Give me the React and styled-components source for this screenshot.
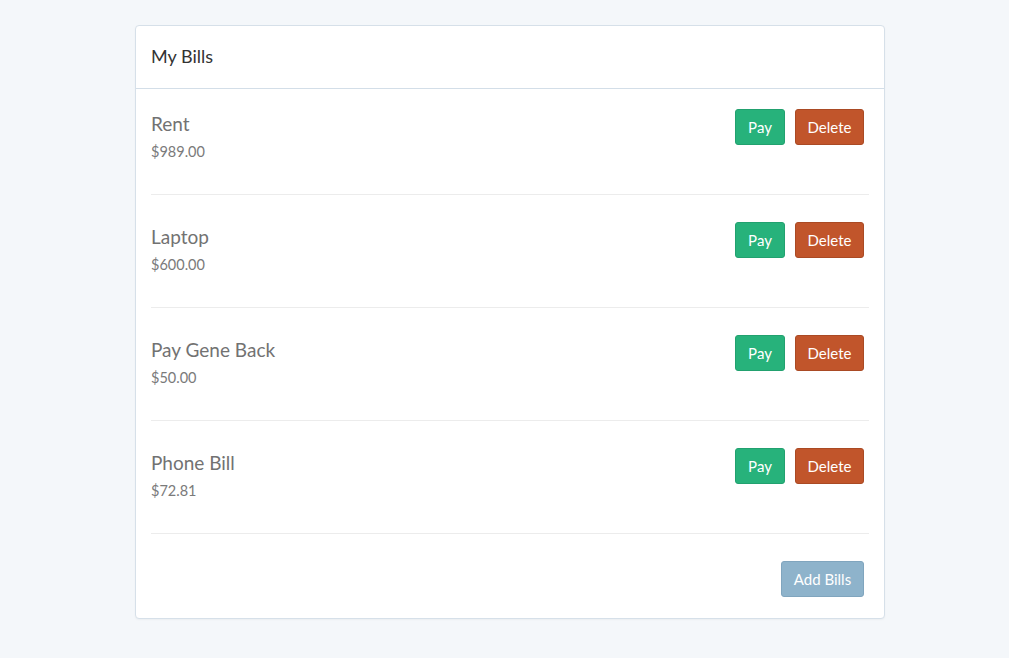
import React from 'react';
import styled, { createGlobalStyle } from 'styled-components';

const GlobalStyle = createGlobalStyle`
  body {
    margin: 0;
    background-color: #f4f7fa;
    font-family: 'Lato', 'Open Sans', sans-serif;
  }
`;

const Page = styled.div`
  min-height: 658px;
  padding: 25px 0 0 135px;
  box-sizing: border-box;
`;

const Card = styled.div`
  width: 750px;
  box-sizing: border-box;
  background-color: #fff;
  border: 1px solid #d6e0e9;
  border-radius: 4px;
  box-shadow: 0 1px 2px rgba(0, 0, 0, 0.04);
`;

const CardHeader = styled.div`
  height: 63px;
  display: flex;
  align-items: center;
  padding: 0 15px 2px 15px;
  box-sizing: border-box;
  border-bottom: 1px solid #d3dee8;
  font-size: 18px;
  color: #333;
`;

const CardBody = styled.div`
  padding: 0 15px 21px 15px;
`;

const BillRow = styled.div`
  display: flex;
  justify-content: space-between;
  align-items: flex-start;
  padding: 27px 5px 32px 0;
  border-bottom: 1px solid #ececec;
  &:first-child {
    padding-top: 20px;
  }
`;

const BillInfo = styled.div`
  display: flex;
  flex-direction: column;
`;

const BillName = styled.div`
  margin-top: 5px;
  font-size: 19px;
  line-height: 20px;
  color: #727272;
`;

const BillAmount = styled.div`
  margin-top: 8px;
  font-size: 14.5px;
  line-height: 20px;
  color: #7a7a7a;
`;

const Actions = styled.div`
  display: flex;
  gap: 10px;
`;

const variants = {
  pay: { bg: '#27b27b', border: '#22a16f' },
  danger: { bg: '#c1552b', border: '#aa4a24' },
  muted: { bg: '#8eb3cb', border: '#80a5be' },
};

const Button = styled.button`
  height: 36px;
  padding: 0;
  background-color: ${({ $variant }) => variants[$variant].bg};
  border: 1px solid ${({ $variant }) => variants[$variant].border};
  border-radius: 3px;
  color: #fff;
  font-family: inherit;
  font-size: 15px;
  cursor: pointer;
`;

const Footer = styled.div`
  display: flex;
  justify-content: flex-end;
  padding: 27px 5px 0 0;
`;

const bills = [
  { name: 'Rent', amount: '$989.00' },
  { name: 'Laptop', amount: '$600.00' },
  { name: 'Pay Gene Back', amount: '$50.00' },
  { name: 'Phone Bill', amount: '$72.81' },
];

const App = () => {
  return (
    <>
      <GlobalStyle />
      <Page>
        <Card>
          <CardHeader>My Bills</CardHeader>
          <CardBody>
            {bills.map((bill) => (
              <BillRow key={bill.name}>
                <BillInfo>
                  <BillName>{bill.name}</BillName>
                  <BillAmount>{bill.amount}</BillAmount>
                </BillInfo>
                <Actions>
                  <Button $variant="pay" style={{ width: 50 }}>Pay</Button>
                  <Button $variant="danger" style={{ width: 69 }}>Delete</Button>
                </Actions>
              </BillRow>
            ))}
            <Footer>
              <Button $variant="muted" style={{ width: 83 }}>Add Bills</Button>
            </Footer>
          </CardBody>
        </Card>
      </Page>
    </>
  );
};

export default App;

Your objective
Print each line of the material above exactly, with the pictures removed from your copy.

The answer
Give me the React and styled-components source for this screenshot.
import React from 'react';
import styled, { createGlobalStyle } from 'styled-components';

const GlobalStyle = createGlobalStyle`
  body {
    margin: 0;
    background-color: #f4f7fa;
    font-family: 'Lato', 'Open Sans', sans-serif;
  }
`;

const Page = styled.div`
  min-height: 658px;
  padding: 25px 0 0 135px;
  box-sizing: border-box;
`;

const Card = styled.div`
  width: 750px;
  box-sizing: border-box;
  background-color: #fff;
  border: 1px solid #d6e0e9;
  border-radius: 4px;
  box-shadow: 0 1px 2px rgba(0, 0, 0, 0.04);
`;

const CardHeader = styled.div`
  height: 63px;
  display: flex;
  align-items: center;
  padding: 0 15px 2px 15px;
  box-sizing: border-box;
  border-bottom: 1px solid #d3dee8;
  font-size: 18px;
  color: #333;
`;

const CardBody = styled.div`
  padding: 0 15px 21px 15px;
`;

const BillRow = styled.div`
  display: flex;
  justify-content: space-between;
  align-items: flex-start;
  padding: 27px 5px 32px 0;
  border-bottom: 1px solid #ececec;
  &:first-child {
    padding-top: 20px;
  }
`;

const BillInfo = styled.div`
  display: flex;
  flex-direction: column;
`;

const BillName = styled.div`
  margin-top: 5px;
  font-size: 19px;
  line-height: 20px;
  color: #727272;
`;

const BillAmount = styled.div`
  margin-top: 8px;
  font-size: 14.5px;
  line-height: 20px;
  color: #7a7a7a;
`;

const Actions = styled.div`
  display: flex;
  gap: 10px;
`;

const variants = {
  pay: { bg: '#27b27b', border: '#22a16f' },
  danger: { bg: '#c1552b', border: '#aa4a24' },
  muted: { bg: '#8eb3cb', border: '#80a5be' },
};

const Button = styled.button`
  height: 36px;
  padding: 0;
  background-color: ${({ $variant }) => variants[$variant].bg};
  border: 1px solid ${({ $variant }) => variants[$variant].border};
  border-radius: 3px;
  color: #fff;
  font-family: inherit;
  font-size: 15px;
  cursor: pointer;
`;

const Footer = styled.div`
  display: flex;
  justify-content: flex-end;
  padding: 27px 5px 0 0;
`;

const bills = [
  { name: 'Rent', amount: '$989.00' },
  { name: 'Laptop', amount: '$600.00' },
  { name: 'Pay Gene Back', amount: '$50.00' },
  { name: 'Phone Bill', amount: '$72.81' },
];

const App = () => {
  return (
    <>
      <GlobalStyle />
      <Page>
        <Card>
          <CardHeader>My Bills</CardHeader>
          <CardBody>
            {bills.map((bill) => (
              <BillRow key={bill.name}>
                <BillInfo>
                  <BillName>{bill.name}</BillName>
                  <BillAmount>{bill.amount}</BillAmount>
                </BillInfo>
                <Actions>
                  <Button $variant="pay" style={{ width: 50 }}>Pay</Button>
                  <Button $variant="danger" style={{ width: 69 }}>Delete</Button>
                </Actions>
              </BillRow>
            ))}
            <Footer>
              <Button $variant="muted" style={{ width: 83 }}>Add Bills</Button>
            </Footer>
          </CardBody>
        </Card>
      </Page>
    </>
  );
};

export default App;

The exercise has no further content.